Interplay between strain and thickness on effective carrier lifetime of buffer mediated epitaxial germanium probed by photoconductance decay technique

Abstract

We report contactless effective minority carrier lifetime of epitaxially grown unstrained and in-plane <110> biaxially tensile-strained (001) germanium (ϵ-Ge) epilayers measured using microwave-reflectance photoconductance decay measurements. Strained Ge epilayers were grown using InxGa1-xAs linearly graded buffers on (001) GaAs substrates.

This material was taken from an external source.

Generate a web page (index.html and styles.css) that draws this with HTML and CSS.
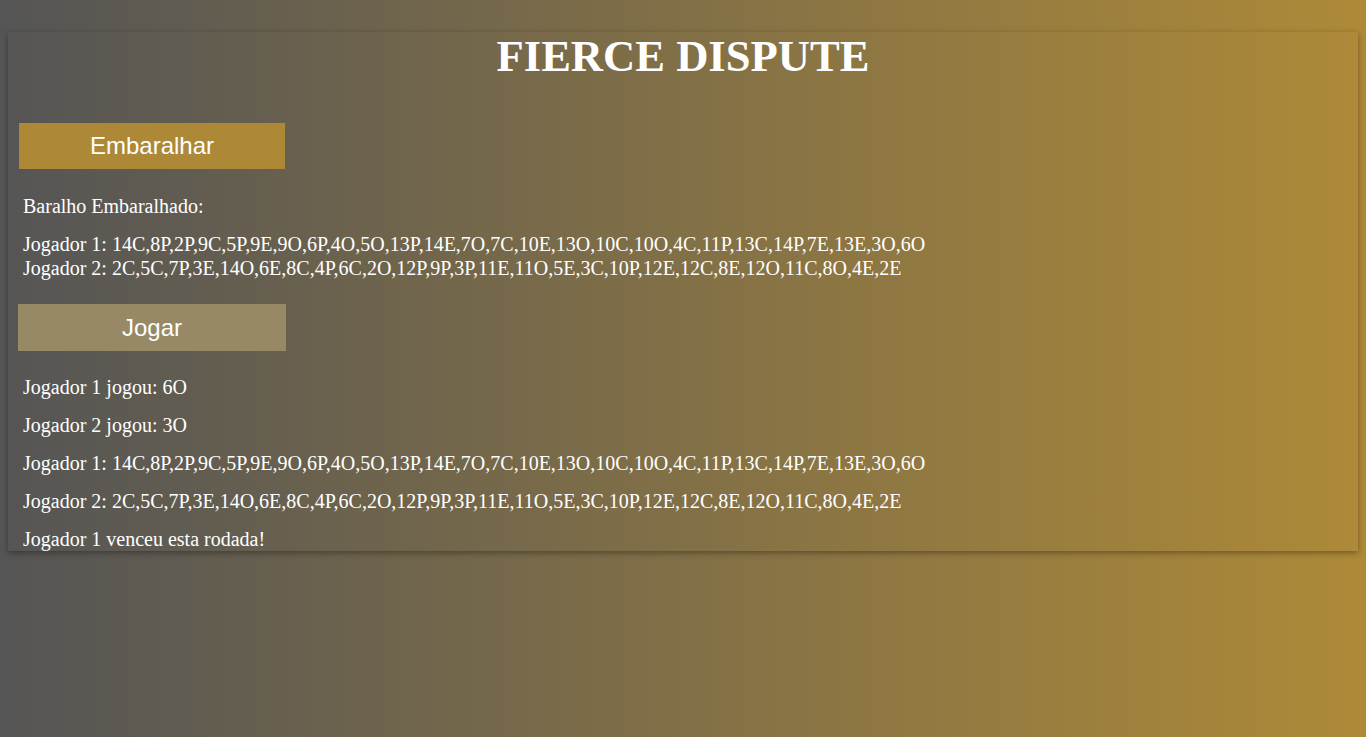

Using homogeneous excitation of unstrained Ge epilayers, thickness-dependent separation of minority carrier lifetime components under low injection conditions yielded a bulk lifetime of 114 ± 2 ns and low surface recombination velocity of 21.3 ± 0.04 cm/s. More notably, an effective minority carrier lifetime of >100 ns obtained from sub-50 nm 1.6% tensile-strained Ge epilayers showed no degradation relative to the unstrained counterpart. Detailed material characterization using X-ray diffractometry revealed successful strain transfer of 0.61 and 0.89% to the Ge epilayers via InxGa1-xAs metamorphic buffers and confirms pseudomorphic growth. Lattice coherence observed at the ϵ-Ge epilayer and InxGa1-xAs buffer heterointerfaces via transmission electron microscopy substantiates the prime material quality achieved. The relatively high carrier lifetimes achieved are an indicator of excellent material quality and provide a path forward to realize low-threshold Ge laser sources.